Many communities extend the Shabbat experience with a Melave Malka, a post-Shabbat meal that "escorts the queen" as she departs. This beautiful custom helps us carry a spark of Shabbat's energy into the new week, ensuring that the taste of paradise does not fade too quickly.

How to Deepen Your Experience

If you want to experience Shabbat as more than just a day off and begin to taste the World to Come, here are some suggestions:

  • Prepare with intention. The more thought and care you put into preparing for Shabbat, the more you will feel when it arrives. Cook foods you love, set a table that feels special, and mentally transition from "work mode" to "Shabbat mode" before candle-lighting.
  • Disconnect completely. A partial digital detox is not the same as a full one. Commit to putting away all screens for the full twenty-five hours and notice how your awareness shifts.
  • Attend synagogue. There is something about communal prayer and singing that amplifies the Shabbat experience enormously. Even if you are not used to regular attendance, try it for a few weeks and see what happens.
  • Invite guests or accept an invitation. Shabbat is best experienced in community. If you are new to Shabbat observance, accepting an invitation to someone else's Shabbat table can be life-changing.
  • Learn Torah at the table. Share a thought, a question, or a story related to the weekly Torah portion. This transforms the meal from a nice dinner into a sacred gathering.
  • Be present. The greatest gift of Shabbat is presence. Be fully where you are. Listen deeply. Taste every bite. Notice the faces of the people you love. This is what the World to Come feels like: total, undistracted presence with what matters most.

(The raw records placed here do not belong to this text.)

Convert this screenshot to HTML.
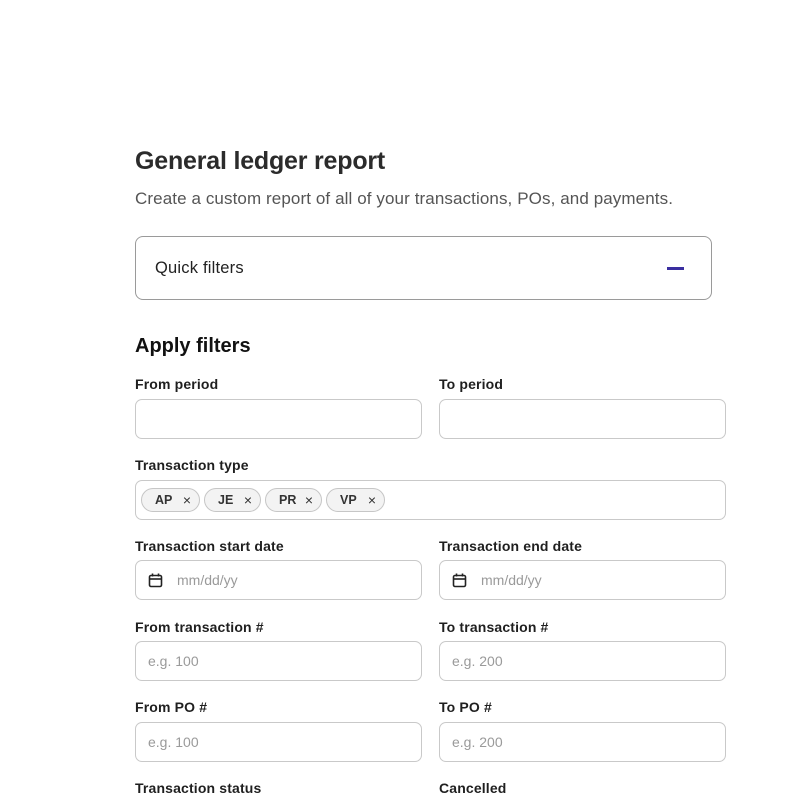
<!DOCTYPE html>
<html><head><style>
*{margin:0;padding:0;box-sizing:border-box}
body{width:800px;height:800px;background:#fff;font-family:"Liberation Sans",sans-serif;position:relative;overflow:hidden;color:#1a1a1a}
.a{position:absolute}
.lbl{position:absolute;font-size:14px;font-weight:bold;color:#1f1f1f;line-height:16px;letter-spacing:0.15px}
.in{position:absolute;height:40px;border:1px solid #c9c9c9;border-radius:7px;background:#fff;font-size:14px;color:#9a9a9a;line-height:38px;padding-left:12px}
.chip{position:absolute;top:488px;height:24px;border:1px solid #c6c6c6;border-radius:12px;background:#f3f3f3;font-size:12.5px;font-weight:bold;color:#333;line-height:22px;padding-left:13px}
.chip span{position:absolute;right:8px;font-weight:normal;font-size:14px}
.cal{position:absolute;left:12px;top:12px}
</style></head><body>
<div class="a" style="left:135px;top:147px;font-size:25px;font-weight:bold;color:#2b2b2b;letter-spacing:-0.2px">General ledger report</div>
<div class="a" style="left:135px;top:189px;font-size:17px;color:#555;letter-spacing:0.1px">Create a custom report of all of your transactions, POs, and payments.</div>
<div class="a" style="left:135px;top:236px;width:577px;height:64px;border:1px solid #9a9a9a;border-radius:8px"></div>
<div class="a" style="left:155px;top:259px;font-size:16.5px;color:#222;letter-spacing:0.2px">Quick filters</div>
<div class="a" style="left:667px;top:267px;width:17px;height:2.5px;background:#3a2ea0"></div>
<div class="a" style="left:135px;top:335px;font-size:20px;font-weight:bold;color:#111">Apply filters</div>

<div class="lbl" style="left:135px;top:376px">From period</div>
<div class="lbl" style="left:439px;top:376px">To period</div>
<div class="in" style="left:135px;top:399px;width:287px"></div>
<div class="in" style="left:439px;top:399px;width:287px"></div>

<div class="lbl" style="left:135px;top:457px">Transaction type</div>
<div class="in" style="left:135px;top:480px;width:591px"></div>
<div class="chip" style="left:141px;width:59px">AP<span>×</span></div>
<div class="chip" style="left:204px;width:57px">JE<span>×</span></div>
<div class="chip" style="left:265px;width:57px">PR<span>×</span></div>
<div class="chip" style="left:326px;width:59px">VP<span>×</span></div>

<div class="lbl" style="left:135px;top:538px">Transaction start date</div>
<div class="lbl" style="left:439px;top:538px">Transaction end date</div>
<div class="in" style="left:135px;top:560px;width:287px;padding-left:41px"><svg class="cal" width="15" height="15" viewBox="0 0 15 15"><rect x="1.5" y="2.5" width="12" height="11" rx="1.5" fill="none" stroke="#222" stroke-width="1.6"/><line x1="1.5" y1="6" x2="13.5" y2="6" stroke="#222" stroke-width="1.6"/><line x1="4.5" y1="0.5" x2="4.5" y2="3.5" stroke="#222" stroke-width="1.6"/><line x1="10.5" y1="0.5" x2="10.5" y2="3.5" stroke="#222" stroke-width="1.6"/></svg>mm/dd/yy</div>
<div class="in" style="left:439px;top:560px;width:287px;padding-left:41px"><svg class="cal" width="15" height="15" viewBox="0 0 15 15"><rect x="1.5" y="2.5" width="12" height="11" rx="1.5" fill="none" stroke="#222" stroke-width="1.6"/><line x1="1.5" y1="6" x2="13.5" y2="6" stroke="#222" stroke-width="1.6"/><line x1="4.5" y1="0.5" x2="4.5" y2="3.5" stroke="#222" stroke-width="1.6"/><line x1="10.5" y1="0.5" x2="10.5" y2="3.5" stroke="#222" stroke-width="1.6"/></svg>mm/dd/yy</div>

<div class="lbl" style="left:135px;top:619px">From transaction #</div>
<div class="lbl" style="left:439px;top:619px">To transaction #</div>
<div class="in" style="left:135px;top:641px;width:287px">e.g. 100</div>
<div class="in" style="left:439px;top:641px;width:287px">e.g. 200</div>

<div class="lbl" style="left:135px;top:699px">From PO #</div>
<div class="lbl" style="left:439px;top:699px">To PO #</div>
<div class="in" style="left:135px;top:722px;width:287px">e.g. 100</div>
<div class="in" style="left:439px;top:722px;width:287px">e.g. 200</div>

<div class="lbl" style="left:135px;top:780px">Transaction status</div>
<div class="lbl" style="left:439px;top:780px">Cancelled</div>
</body></html>
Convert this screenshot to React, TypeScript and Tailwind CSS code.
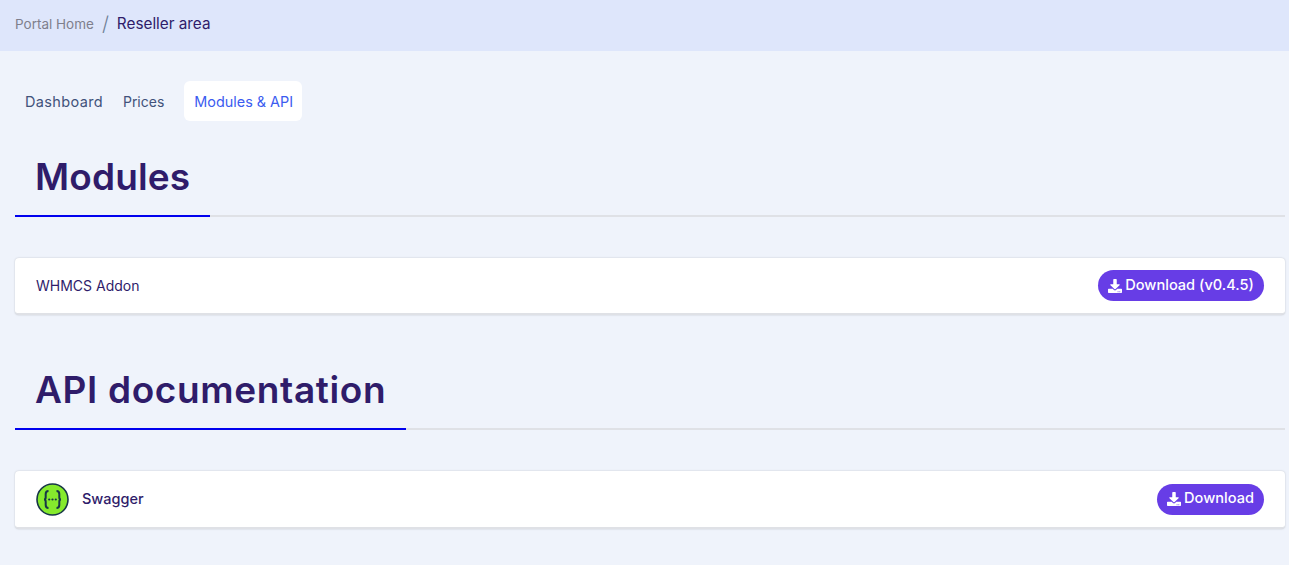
import { FaDownload } from "react-icons/fa"

const font = "font-['Inter','Liberation_Sans',sans-serif]"

function SectionTitle({ children, spacing }: { children: string; spacing: string }) {
  return (
    <div className="flex border-b-2 border-[#dfe1e6]">
      <h2 className={`-mb-[2px] border-b-2 border-[#0000ee] px-5 pb-[11px] text-[37px] font-semibold leading-[54px] text-[#2f1c6a] ${spacing}`}>
        {children}
      </h2>
    </div>
  )
}

function DownloadButton({ label }: { label: string }) {
  return (
    <button className="flex h-[31px] items-center gap-[3px] rounded-full bg-[#673de6] px-[10px] text-[14.6px] font-medium text-white">
      <FaDownload className="h-[14px] w-[14px]" />
      {label}
    </button>
  )
}

export default function App() {
  return (
    <div className={`${font} h-[565px] overflow-hidden bg-[#eff3fb] text-[#2f1c6a]`}>
      {/* Breadcrumb */}
      <div className="flex h-[51px] items-center bg-[#dee6fb] px-[15px] pb-[3px]">
        <span className="text-[13.5px] text-[#7f7f8c]">Portal Home</span>
        <span className="mx-[8px] text-[20px] font-light text-[#6f7f96]">/</span>
        <span className="text-[15.3px]">Reseller area</span>
      </div>

      <div className="px-[15px] pr-1">
        {/* Tabs */}
        <div className="mt-[30px] flex h-10 items-center text-[14px] leading-[21px] text-[#41527a]">
          <span className="px-[10px] text-[14.5px] tracking-[0.35px]">Dashboard</span>
          <span className="px-[10px]">Prices</span>
          <span className="ml-[10px] flex h-10 w-[118px] items-center whitespace-nowrap rounded-md bg-white px-[10px] text-[14.4px] text-[#3b5cf0]">
            Modules &amp; API
          </span>
        </div>

        <div className="mt-[29px]">
          <SectionTitle spacing="tracking-[0.15px]">Modules</SectionTitle>
        </div>

        <div className="mt-[41px] flex h-[57px] items-center justify-between rounded-[4px] border-b-2 border-[#dfe1e6] bg-white px-[21px] text-[14px] shadow-[0_0_2px_rgba(0,0,0,0.2)]">
          <span>WHMCS Addon</span>
          <DownloadButton label="Download (v0.4.5)" />
        </div>

        <div className="mt-[48px]">
          <SectionTitle spacing="tracking-[0.64px]">API documentation</SectionTitle>
        </div>

        <div className="mt-[41px] flex h-[58px] items-center justify-between rounded-[4px] border-b-2 border-[#dfe1e6] bg-white px-[21px] text-[14px] shadow-[0_0_2px_rgba(0,0,0,0.2)]">
          <div className="flex items-center gap-[13px]">
            <svg width="33" height="33" viewBox="0 0 33 33">
              <circle cx="16.5" cy="16.5" r="15.5" fill="#85ea2d" stroke="#173647" strokeWidth="1.6" />
              <path
                d="M12.5 8c-2 0-2.800 1.100-2.800 3v3.200c0 1.400-.6 2.300-1.700 2.300 1.100 0 1.700.9 1.700 2.300V22c0 1.900.8 3 2.800 3M20.500 8c2 0 2.800 1.100 2.800 3v3.200c0 1.400.6 2.300 1.700 2.300-1.100 0-1.700.9-1.700 2.300V22c0 1.900-.8 3-2.800 3"
                fill="none"
                stroke="#173647"
                strokeWidth="2"
              />
              <circle cx="13.200" cy="16.500" r="1.100" fill="#173647" />
              <circle cx="16.500" cy="16.500" r="1.100" fill="#173647" />
              <circle cx="19.800" cy="16.500" r="1.100" fill="#173647" />
            </svg>
            <span className="text-[14.5px] font-medium">Swagger</span>
          </div>
          <DownloadButton label="Download" />
        </div>
      </div>
    </div>
  )
}
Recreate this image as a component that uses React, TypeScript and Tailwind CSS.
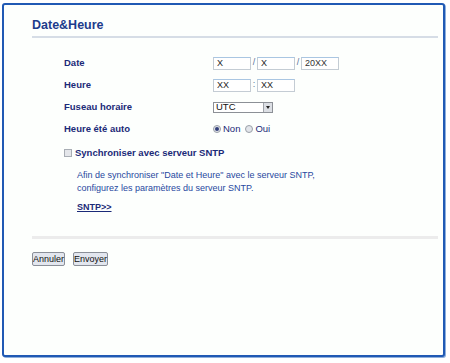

A Weekly Appointment with Eternity

We live in a world that is constantly pulling us toward the next thing, the next task, the next notification, the next worry. Shabbat offers something radically countercultural: an appointment with eternity that arrives every seven days whether we are ready or not. It is a standing invitation to step out of time as we know it and enter a dimension where peace, joy, and connection are not things we have to earn but gifts we are invited to receive.

The World to Come is not just something that happens later. Through Shabbat, it is happening right now. Every Shabbat table that glows with candlelight, every Kiddush cup raised in blessing, every family gathered in peace, every song that rises from grateful hearts, these are all fragments of paradise, scattered generously through our lives by a God who wants us to know what eternal goodness tastes like.

All you need to do is accept the invitation.